> Material
• • • • •
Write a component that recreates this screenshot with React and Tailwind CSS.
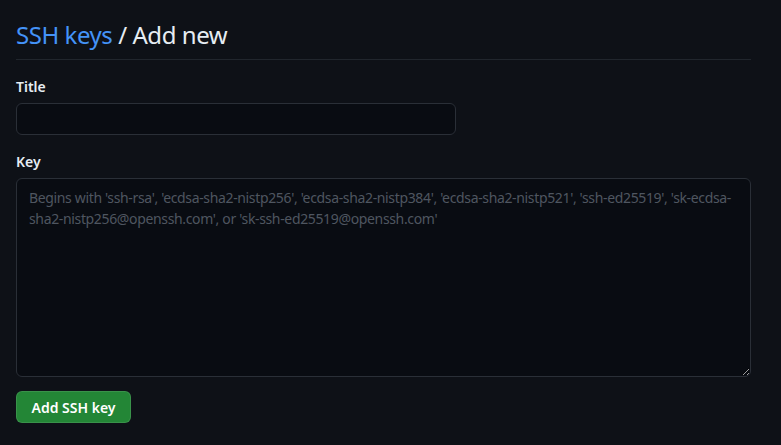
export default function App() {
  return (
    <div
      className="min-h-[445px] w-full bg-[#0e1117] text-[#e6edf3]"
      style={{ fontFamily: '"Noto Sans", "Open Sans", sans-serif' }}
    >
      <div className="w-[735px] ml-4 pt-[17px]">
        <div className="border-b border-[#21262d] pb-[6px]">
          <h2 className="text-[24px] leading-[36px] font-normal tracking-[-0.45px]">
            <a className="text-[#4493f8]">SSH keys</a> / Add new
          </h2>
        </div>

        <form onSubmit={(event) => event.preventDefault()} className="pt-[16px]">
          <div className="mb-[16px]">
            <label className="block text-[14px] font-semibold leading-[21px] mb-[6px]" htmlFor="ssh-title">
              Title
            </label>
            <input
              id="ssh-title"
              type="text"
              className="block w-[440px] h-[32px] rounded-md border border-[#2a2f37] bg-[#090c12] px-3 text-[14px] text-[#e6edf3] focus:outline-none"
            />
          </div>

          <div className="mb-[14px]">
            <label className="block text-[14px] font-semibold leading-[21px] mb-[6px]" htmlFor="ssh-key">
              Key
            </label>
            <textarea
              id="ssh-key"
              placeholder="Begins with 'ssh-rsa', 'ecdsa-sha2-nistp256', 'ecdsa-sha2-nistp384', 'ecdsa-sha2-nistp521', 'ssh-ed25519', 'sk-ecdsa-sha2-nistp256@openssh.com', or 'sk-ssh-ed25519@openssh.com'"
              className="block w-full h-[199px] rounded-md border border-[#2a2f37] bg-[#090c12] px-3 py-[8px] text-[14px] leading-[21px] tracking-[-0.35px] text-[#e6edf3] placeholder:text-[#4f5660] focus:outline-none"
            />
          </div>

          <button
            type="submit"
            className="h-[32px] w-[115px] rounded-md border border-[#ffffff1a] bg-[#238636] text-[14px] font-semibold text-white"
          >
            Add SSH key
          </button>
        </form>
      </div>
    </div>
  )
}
• • • • •
> Set exercise
Retype the whole listing exactly and leave the pictures out.

> Reply to the exercise
Write a component that recreates this screenshot with React and Tailwind CSS.
export default function App() {
  return (
    <div
      className="min-h-[445px] w-full bg-[#0e1117] text-[#e6edf3]"
      style={{ fontFamily: '"Noto Sans", "Open Sans", sans-serif' }}
    >
      <div className="w-[735px] ml-4 pt-[17px]">
        <div className="border-b border-[#21262d] pb-[6px]">
          <h2 className="text-[24px] leading-[36px] font-normal tracking-[-0.45px]">
            <a className="text-[#4493f8]">SSH keys</a> / Add new
          </h2>
        </div>

        <form onSubmit={(event) => event.preventDefault()} className="pt-[16px]">
          <div className="mb-[16px]">
            <label className="block text-[14px] font-semibold leading-[21px] mb-[6px]" htmlFor="ssh-title">
              Title
            </label>
            <input
              id="ssh-title"
              type="text"
              className="block w-[440px] h-[32px] rounded-md border border-[#2a2f37] bg-[#090c12] px-3 text-[14px] text-[#e6edf3] focus:outline-none"
            />
          </div>

          <div className="mb-[14px]">
            <label className="block text-[14px] font-semibold leading-[21px] mb-[6px]" htmlFor="ssh-key">
              Key
            </label>
            <textarea
              id="ssh-key"
              placeholder="Begins with 'ssh-rsa', 'ecdsa-sha2-nistp256', 'ecdsa-sha2-nistp384', 'ecdsa-sha2-nistp521', 'ssh-ed25519', 'sk-ecdsa-sha2-nistp256@openssh.com', or 'sk-ssh-ed25519@openssh.com'"
              className="block w-full h-[199px] rounded-md border border-[#2a2f37] bg-[#090c12] px-3 py-[8px] text-[14px] leading-[21px] tracking-[-0.35px] text-[#e6edf3] placeholder:text-[#4f5660] focus:outline-none"
            />
          </div>

          <button
            type="submit"
            className="h-[32px] w-[115px] rounded-md border border-[#ffffff1a] bg-[#238636] text-[14px] font-semibold text-white"
          >
            Add SSH key
          </button>
        </form>
      </div>
    </div>
  )
}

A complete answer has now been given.